In a telephone interview from Portland, Ore., where she was presenting “Unwanted,” she spoke about her belief in the body and movement as repositories of meaning and about bearing witness to the Rwandan tragedy.
Below are edited excerpts from the conversation.
The Rwandan genocide is clearly a difficult subject to tackle, particularly in dance. What made you go back to it in “Unwanted”?
Rwanda is in me, it’s very deep. My creativity is linked to the past, my childhood there. There is much to be said and told, not just through dance and music, but that is one way to address it. It’s a question of creating, mending, performing, witnessing, sharing.
This piece was also fed by stories of other women — from Congo, Chad, Syria, the former Yugoslavia. It’s true that men who invade territories also want to annihilate the physical body, the social body. But I decided to zoom into the stories of the Rwandan women and let that spread out and speak of the others.
How did you approach the subject of rape with these women?
The women I met surprised me. They have been wounded deeply and violently, and they were my elders, so I thought they might not confide in me. But they completely opened up. They spoke of how hard it was to love their children, how hard it was to live alone, because most were rejected by their families. They, and their children, who are now young adults, offered me their most painful moments.
But there were also wonderful moments: I would ask if I could take a photo after talking to them, and most would change into a beautiful dress.

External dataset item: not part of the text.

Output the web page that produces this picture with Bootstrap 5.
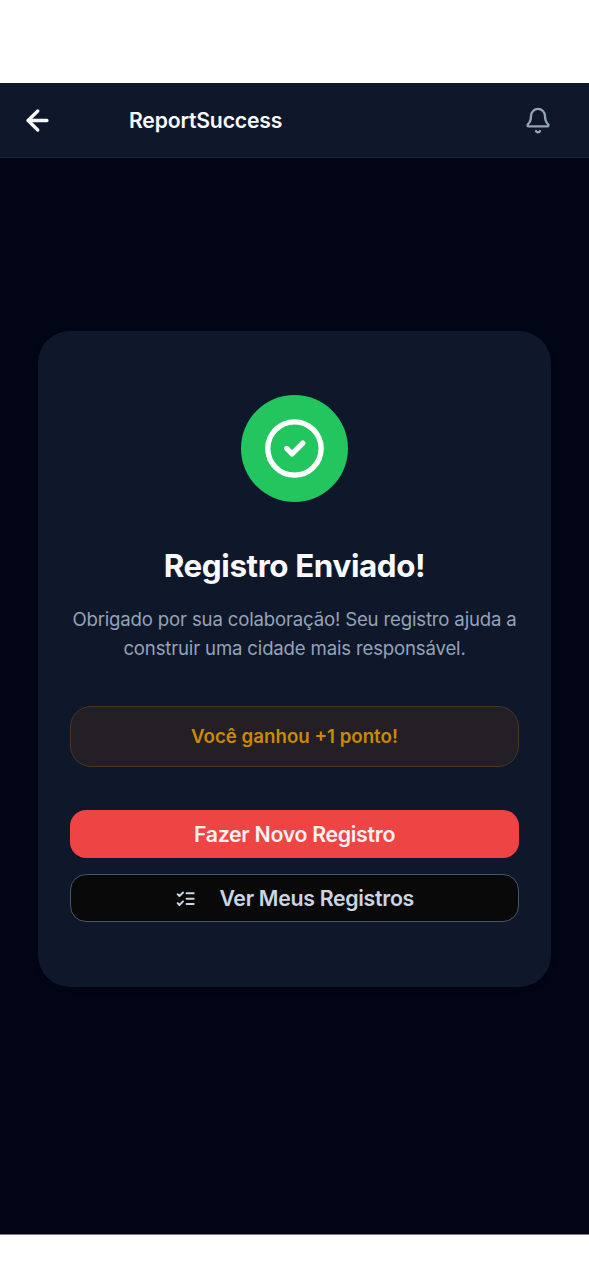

They wanted me to carry beauty and hope with me.
How have you used these experiences to make a dance piece?
I recorded their voices and really tried to capture how they held themselves, how they walked, how they wiped away their tears. It all became physical, choreographic, material. We hear some of their testimonies in the piece, and I had to find a way for the body to navigate through these spoken words.
At first it was going to be a solo piece, but I wanted music to play an important role. When I met Holland Andrews, I knew she had the vocal qualities I was looking for: a high soprano voice which would resonate above a multitude of sounds and voices, but the ability to also produce deep guttural sounds.
Was it difficult or redemptive to work with this material?
For me, the journey has been painful, even physically painful. The choreography was about digging into the physical memories of these women’s tension, their rage, their sorrow. I tried to honestly remember my feelings and the emotional journey I went through in their presence.
I am not trying to reproduce rape; I want to cut through the trauma so that people can receive and understand these experiences. The body speaks when testimony has been suspended.